Ai magli, questa volta, la salute è stata difesa
(dal n° 7 / 11 ottobre 1989)
Nel mese di settembre gli operai del maglio 35000 hanno protestato per la grave situazione di pericolo nella quale erano costretti a lavorare: una crepa nella mazza del maglio avanzava di giorno in giorno; la mazza avrebbe potuto rompersi durante la lavorazione, con conseguenze incalcolabili.
Ma per la direzione e per il tecnico rappresentante dell’USL le esigenze della produzione erano più importanti della salute operaia. Secondo loro, infatti, la situazione non era particolarmente grave; bastava tenere la crepa sotto controllo.
Gli operai, però, hanno fatto pressione sul Cdf fin quando sono riusciti a far fermare l’ìmpianto: in gioco c’era la loro pelle, non quella del dirigente o del tecnico dell’USL.
La “testardaggine” degli operai è riuscita a contrastare efficacemente la logica del profitto: a tutto vantaggio della salute degli operai, una volta tanto.
Aria pesante (ma davvero) alle mole
(dal n° 7 / 11 ottobre 1989)
Il responsabile dell’antinfortunistica è stato recentemente chiamato nella campata dei molatori, dove ha potuto prendere visione di una situazione da galera, anzi peggio: nel senso che chi stava lì dentro era peggio che se fosse stato in galera.

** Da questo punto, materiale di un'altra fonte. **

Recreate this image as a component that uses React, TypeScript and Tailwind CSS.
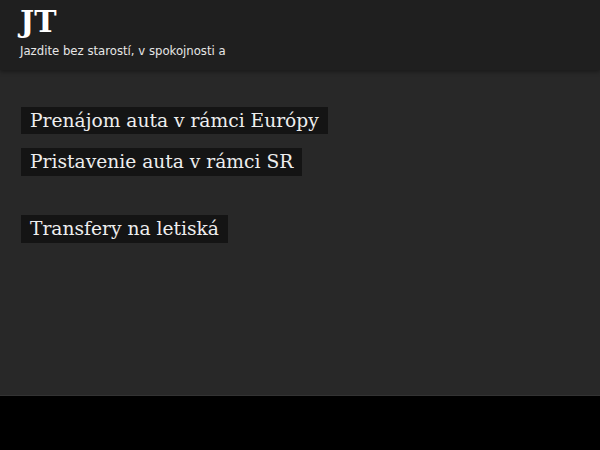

Brevemente, il quadro era questo: 6 operai (di cui 3 di un’impresa) stavano contemporaneamente molando a pochi metri l’uno dall’altro; due soli aspiratori funzionanti, di cui uno solo nella giusta posizione; in tutto, almeno dieci lavoratori che respiravano un’aria che sapeva pesantemente di mola, di ferro e di altre sostanze nocive.
Tenendo conto che il peggioramento delle condizioni ambientali sta diventando un fatto normale e che questa situazione è durata una settimana, non è difficile immaginare le conseguenze sulla salute dei lavoratori interessati.